Little prepares our Ms. Hilliard for the train ride she takes. She meets handsome Barry Clayton, who is traveling north with his band. When he plays a popular number for her, she flees horrified. Academic life didn't prepare to hear this junk!
This is basically the premise of "Do You Love Me", directed by Gregory Ratoff. The film capitalizes on two of the big idols of the era: Harry James and Dick Haymes. The film is greatly helped by the ravishingly beautiful Maureen O'Hara who is the object of love of the two well known popular personalities.

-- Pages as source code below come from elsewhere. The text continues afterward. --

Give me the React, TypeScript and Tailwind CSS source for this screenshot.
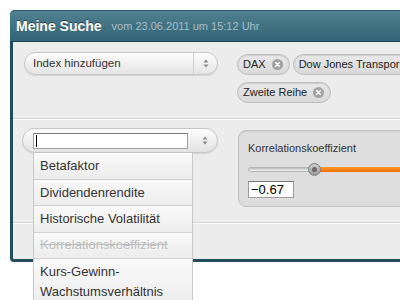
import React from "react";

const font = { fontFamily: '"Liberation Sans", Arial, sans-serif' };

function UpDown() {
  return (
    <svg width="6" height="9" viewBox="0 0 6 9">
      <path d="M3 0.5 L5.5 3.5 H0.5 Z" fill="#8a8a8a" />
      <path d="M3 8.5 L5.5 5.5 H0.5 Z" fill="#8a8a8a" />
    </svg>
  );
}

function CloseDot() {
  return (
    <span className="inline-flex items-center justify-center w-[11px] h-[11px] rounded-full bg-[#a3a3a3]">
      <svg width="5" height="5" viewBox="0 0 5 5">
        <path d="M0.7 0.7 L4.3 4.3 M4.3 0.7 L0.7 4.3" stroke="#fff" strokeWidth="1.4" strokeLinecap="round" />
      </svg>
    </span>
  );
}

function Tag({ label }: { label: string }) {
  return (
    <div className="shrink-0 flex items-center gap-[6px] h-[21px] pl-[5px] pr-[6px] rounded-full border border-[#bdbdbd] bg-gradient-to-b from-[#e9e9e9] to-[#d9d9d9] shadow-[inset_0_1px_1px_rgba(0,0,0,0.12)] text-[11px] text-[#222] whitespace-nowrap">
      <span>{label}</span>
      <CloseDot />
    </div>
  );
}

export default function App() {
  const items = ["Betafaktor", "Dividendenrendite", "Historische Volatilität"];
  return (
    <div className="w-[400px] h-[300px] bg-white overflow-hidden relative pt-[10px] pl-[10px]" style={font}>
      <div className="w-[430px] rounded-tl-[5px] rounded-bl-[4px] border-l-[3px] border-b-[3px] border-[#1f4d5d] bg-[#ececec]">
        {/* header */}
        <div className="h-[32px] -ml-[3px] rounded-tl-[5px] border-t border-b border-t-[#2a5a6b] border-b-[#1b4655] bg-gradient-to-b from-[#50818f] to-[#336476] flex items-center pl-[6px]">
          <span className="text-white font-bold text-[14px] [text-shadow:0_-1px_0_rgba(0,0,0,0.45)]">Meine Suche</span>
          <span className="ml-[10px] text-[11px] text-[#a8bfc8]">vom 23.06.2011 um 15:12 Uhr</span>
        </div>

        {/* section 1 */}
        <div className="h-[77px] flex items-start pt-[10px] border-b border-[#d6d6d6] shadow-[0_1px_0_#fafafa]">
          <div className="shrink-0 ml-[11px] w-[194px] h-[23px] rounded-full border border-[#c6c6c6] bg-gradient-to-b from-[#fdfdfd] to-[#e4e4e4] shadow-[0_1px_1px_rgba(0,0,0,0.1)] flex items-center">
            <span className="flex-1 pl-[8px] text-[11.5px] text-[#333]">Index hinzufügen</span>
            <span className="w-px h-[21px] bg-[#d0d0d0]" />
            <span className="w-[23px] flex justify-center"><UpDown /></span>
          </div>
          <div className="shrink-0 ml-[19px] mt-[2px] flex flex-col gap-[7px]">
            <div className="flex gap-[3px]">
              <Tag label="DAX" />
              <Tag label="Dow Jones Transport" />
            </div>
            <div className="flex">
              <Tag label="Zweite Reihe" />
            </div>
          </div>
        </div>

        {/* section 2 */}
        <div className="h-[104px] flex items-start border-b border-[#d6d6d6] shadow-[0_1px_0_#fafafa]">
          <div className="shrink-0 relative ml-[9px] mt-[9px] w-[196px] h-[25px] rounded-full border border-[#c6c6c6] bg-gradient-to-b from-[#fdfdfd] to-[#e2e2e2] shadow-[0_1px_1px_rgba(0,0,0,0.1)] flex items-center z-10">
            <div className="ml-[10px] w-[155px] h-[16px] bg-white border border-[#a0a0a0] border-t-[#7a7a7a] flex items-center pl-[2px]">
              <span className="w-px h-[12px] bg-black" />
            </div>
            <span className="flex-1 flex justify-center pl-[4px]"><UpDown /></span>
            <div className="absolute left-[10px] top-[24px] w-[160px] border-l border-r border-[#c8c8c8] bg-[#f2f2f2] text-[13px] text-[#333]">
              {items.map((t) => (
                <div key={t} className="h-[26.5px] flex items-center pl-[6px] border-b border-[#cfcfcf] bg-gradient-to-b from-[#fafafa] to-[#ececec]">{t}</div>
              ))}
              <div className="h-[26px] flex items-center pl-[6px] border-b border-[#cfcfcf] bg-gradient-to-b from-[#fafafa] to-[#ececec] text-[#bdbdbd] line-through">Korrelationskoeffizient</div>
              <div className="pl-[6px] pt-[3px] pb-[6px] leading-[20px] bg-gradient-to-b from-[#fafafa] to-[#ececec]">Kurs-Gewinn-<br />Wachstumsverhältnis</div>
            </div>
          </div>
          <div className="shrink-0 ml-[20px] mt-[11px] w-[200px] h-[77px] rounded-[8px] border border-[#c2c2c2] bg-[#dedede] shadow-[inset_0_1px_2px_rgba(0,0,0,0.08)] pl-[9px] pt-[9px]">
            <div className="text-[11px] text-[#333]">Korrelationskoeffizient</div>
            <div className="relative h-[13px] mt-[6px]">
              <div className="absolute left-0 top-[4px] w-[66px] h-[5px] rounded-l-full bg-gradient-to-b from-[#bdbdbd] to-[#f4f4f4] border border-[#b5b5b5]" />
              <div className="absolute left-[66px] top-[4px] right-0 h-[5px] bg-gradient-to-b from-[#ff9a2a] to-[#ee6e00]" />
              <div className="absolute left-[60px] top-0 w-[13px] h-[13px] rounded-full border border-[#7d7d7d] bg-gradient-to-b from-[#cfcfcf] to-[#9a9a9a] flex items-center justify-center">
                <span className="w-[5px] h-[5px] rounded-full bg-[#6a6a6a]" />
              </div>
            </div>
            <div className="mt-[5px] w-[46px] h-[17px] bg-white border border-[#9c9c9c] border-t-[#777] text-[13px] text-black leading-[15px] pl-[2px]">−0.67</div>
          </div>
        </div>

        {/* footer */}
        <div className="h-[36px]" />
      </div>
    </div>
  );
}
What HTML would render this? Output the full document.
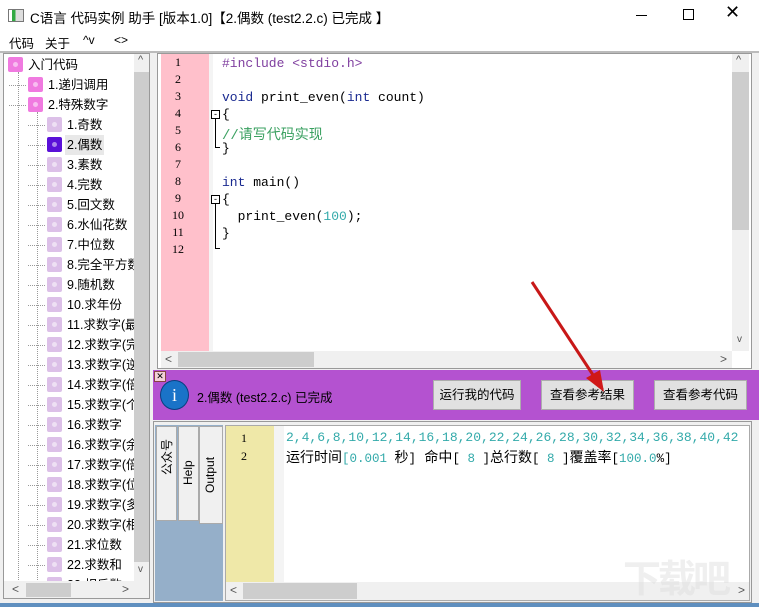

We watch as Professor Hilliard is transformed from a dowdy frump into a glamorous woman with a great wardrobe. Ms. O'Hara, with her charming personality, wins our hearts as well as her suitors. Let's not forget she left behind an intellectual boyfriend at the college, Ralph Wainwright, who is ready to marry her. Reginald Gardiner is immensely enjoyable as Herbert Benham, the kind conductor who tells Katherine to pay attention at her wardrobe. Richard Gaines plays Ralph, the man left behind.
The music, both classical and popular, is fine. As interpreted by the incomparable Dick Haymes, some of these songs heard are wonderful. Harry James even plays at the end with the classic orchestra and integrates some of his arrangements. The combination is surprising.
This is a fun movie to watch thanks to all the principals and Mr. Ratoff's direction.